Negotiating a construction site with well-structured traffic cones is typically considered a challenge by the autonomous driving industry in the West. “You will notice our vehicle made a 90-degree turn at an unmanaged intersection,” said Sharma, adding that it is a huge problem even for companies like Tesla and Waymo.
Last year in October, the company enabled autonomous vehicles to negotiate bidirectional traffic on single-lane roads. The demo was conducted at a relative speed of 44 kilometers per hour. “Now, that R&D is going to be scaled up to an extent where the relative velocity at the point of crossing can be maintained at 60 kilometers per hour,” said Sharma.
Focus on Autonomous Driving R&D
As of now, Swaayatt Robots hasn’t really sold their technology to anyone and has been conducting demos with Mahindra Bolero. However, in the near future, the company will focus on OEM integration in existing vehicles, specifically targeting the military and autonomous trucking market.
“For autonomous driving markets in the military domain, we cannot expect new vehicles to be operated in service, you would want to develop a system that can be retrofitted into these aftermarket vehicles,” said Sharma.
He added that aftermarket segments in autonomous trucking in North America are humongous. “If you look at the US trucking market, I mean, it’s an $800 billion addressable market,” said Sharma. He further said that Swaayatt Robots has been in talks with some of the fleet owners in the US.
Regarding India he said, “We have understood the requirements of almost every single OEM in the country. We are in touch with most of the OEMs in India, except for Mahindra. It’s ironic because Anand Mahindra recently praised us.”
Even though we are not in touch with Mahindra directly, he explained that Mahindra’s vehicles are robust and the easiest to modify. “Mahindra has this Mobileye system, which is incorporated into the XUV700.”
Better Than Tesla?
Sharma likes to position Swaayatt as an R&D company, and unlike Tesla at this stage, it is not planning to sell cars anytime soon. “What we are doing is very sophisticated R&D in the general autonomous navigation domain to make autonomous driving happen,” he said.
“There is no agency on the planet, be it Musk’s Tesla or Altman’s OpenAI, that is working on bi-directional traffic,” he said, adding that in the October 2023 demo, their vehicle successfully negotiated bi-directional traffic on a single lane.
He added that by 2030, only four to five autonomous driving companies will survive, highlighting the immense R&D challenges involved. He emphasised that safety is a crucial area to address. Referring to GM’s Cruise accident, he pointed out that it resulted in a total halt of operations and several investigations.
Sharma is a huge admirer of Wavye AI. “Since 2019, with the advent of Wavye AI, people have been discussing autonomy without relying on maps. We were the first technology to enable vehicles without the reliance on high-definition maps.
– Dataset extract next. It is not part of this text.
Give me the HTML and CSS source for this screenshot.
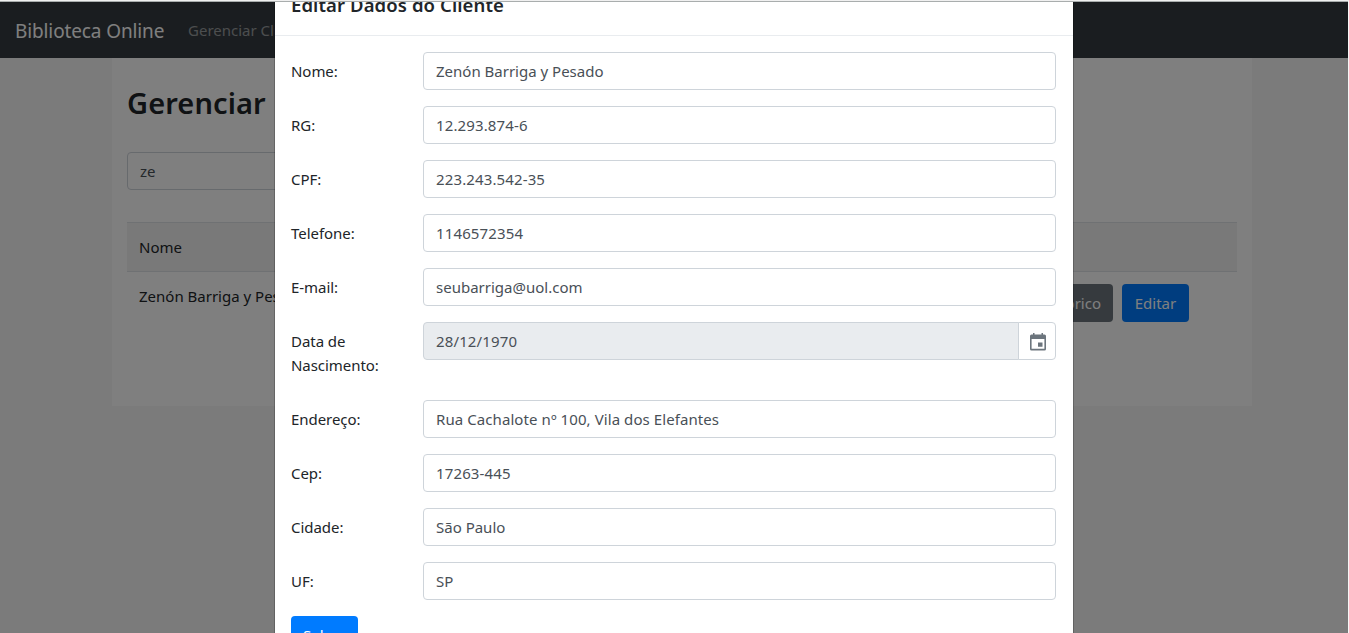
FILE: index.html
```
<!DOCTYPE html>
<html lang="pt-br">
<head>
<meta charset="utf-8">
<title>Biblioteca Online</title>
<link rel="stylesheet" href="styles.css">
</head>
<body>
<div class="screen">
  <nav class="navbar">
    <a class="brand"><span>Biblioteca Online</span></a>
    <a class="nav-link"><span>Gerenciar Clientes</span></a>
  </nav>
  <main class="container">
    <h2 class="page-title">Gerenciar Clientes</h2>
    <div class="control search">ze</div>
    <div class="table">
      <div class="table-head">Nome</div>
      <div class="table-row">
        <span class="client">Zenón Barriga y Pesado</span>
        <span class="actions"><a class="btn secondary">Histórico</a><a class="btn primary">Editar</a></span>
      </div>
    </div>
  </main>
  <div class="backdrop"></div>
  <section class="modal">
    <header class="modal-header"><h5 class="modal-title">Editar Dados do Cliente</h5></header>
    <form class="modal-body">
      <div class="row"><label>Nome:</label><div class="control">Zenón Barriga y Pesado</div></div>
      <div class="row"><label>RG:</label><div class="control num">12.293.874-6</div></div>
      <div class="row"><label>CPF:</label><div class="control num">223.243.542-35</div></div>
      <div class="row"><label>Telefone:</label><div class="control num">1146572354</div></div>
      <div class="row"><label>E-mail:</label><div class="control">seubarriga@uol.com</div></div>
      <div class="row"><label>Data de Nascimento:</label>
        <div class="input-group">
          <div class="control date num">28/12/1970</div>
          <div class="calendar"><svg width="16" height="18" viewBox="0 0 16 18"><path fill="#6c757d" fill-rule="evenodd" d="M3 0h1.500v1.500h7V0H13v1.500h1.500Q16 1.500 16 3V16q0 1.500-1.500 1.500h-13Q0 17.500 0 16V3Q0 1.500 1.500 1.500H3zM1.600 6v9.800h12.800V6zM8 9.500h4.500v4.300H8z"/></svg></div>
        </div>
      </div>
      <div class="row"><label>Endereço:</label><div class="control address">Rua Cachalote nº 100, Vila dos Elefantes</div></div>
      <div class="row"><label>Cep:</label><div class="control num">17263-445</div></div>
      <div class="row"><label>Cidade:</label><div class="control">São Paulo</div></div>
      <div class="row"><label>UF:</label><div class="control">SP</div></div>
      <a class="btn primary">Salvar</a>
    </form>
  </section>
</div>
</body>
</html>
```
FILE: styles.css
```
* { box-sizing: border-box; }
html { height: 100%; overflow: hidden; background: #f7f7f7; }
body {
  margin: 0;
  height: 100%;
  overflow: hidden;
  background: #f7f7f7;
  border-top: 1px solid #f0f0f0;
  font: 15px/24px "Noto Sans", "Open Sans", sans-serif;
  color: #212529;
}
.screen {
  position: relative;
  height: 632px;
  width: 1348px;
  border-top: 1px solid #a9adad;
  overflow: hidden;
}
.navbar {
  display: flex;
  align-items: center;
  height: 56px;
  padding: 0 15px;
  background: #343a40;
  white-space: nowrap;
}
.brand { width: 173px; padding-top: 2px; font-size: 19px; letter-spacing: -.12px; color: #fff; }
.nav-link { color: rgba(255, 255, 255, .5); }
.container {
  width: 1140px;
  height: 348px;
  margin: 0 auto 0 112px;
  padding: 26px 15px 0;
  background: #fff;
}
.page-title {
  margin: 0 0 31px;
  font-size: 29px;
  line-height: 37px;
  font-weight: 600;
  letter-spacing: .1px;
  word-spacing: 3px;
}
.control {
  flex: 1;
  height: 38px;
  padding: 6px 12px;
  border: 1px solid #ced4da;
  border-radius: 4px;
  background: #fff;
  color: #495057;
  white-space: nowrap;
}
.num { letter-spacing: .13px; }
.address { letter-spacing: .08px; }
.search { width: 400px; }
.table { margin-top: 32px; }
.table-head {
  height: 50px;
  padding: 12px;
  background: #f2f2f2;
  border: solid #dee2e6;
  border-width: 1px 0;
}
.table-row { display: flex; justify-content: space-between; padding: 12px 48px 0 12px; }
.actions { display: flex; gap: 9px; }
.btn {
  display: inline-block;
  height: 38px;
  padding: 7px 12px;
  border-radius: 4px;
  color: #fff;
  text-align: center;
}
.primary { width: 67px; background: #007bff; }
.secondary { background: #6c757d; }
.backdrop { position: absolute; inset: 0; background: rgba(0, 0, 0, .5); }
.modal {
  position: absolute;
  top: -32px;
  left: 274px;
  width: 800px;
  height: 760px;
  background: #fff;
  background-clip: padding-box;
  border: 1px solid rgba(0, 0, 0, .2);
}
.modal-header { height: 65px; padding: 19px 16px; border-bottom: 1px solid #e9ecef; }
.modal-title { margin: 0; font-size: 18.500px; line-height: 30px; font-weight: 600; letter-spacing: .1px; }
.modal-body { padding: 16px; }
.row { display: flex; align-items: flex-start; margin-bottom: 16px; }
.row label { width: 132px; padding: 7px 30px 7px 0; letter-spacing: -.05px; }
.row > .control, .input-group { margin-right: 1px; }
.input-group { display: flex; flex: 1; }
.date { background: #e9ecef; border-radius: 4px 0 0 4px; }
.calendar {
  display: flex;
  align-items: center;
  justify-content: center;
  width: 38px;
  height: 38px;
  margin-left: -1px;
  padding: 1px 0 0 2px;
  border: 1px solid #ced4da;
  border-radius: 0 4px 4px 0;
  background: #fff;
}
```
In 2017, we implemented multi-RL agents without requiring any maps,” he said.
“We have done R&D in the perception domain to an extent that there are now only 5 problems where supervised learning is required, and for those problems as well we are developing self-supervised models,” he added.
Until now, the company has been conducting demos exclusively with Mahindra Bolero. In the near future, the company plans to demonstrate with multiple vehicles, including Thar and Fortuner. “One demo we will be doing will have Thar and Bolero crossing each other in an autonomous fashion,” concluded Sharma.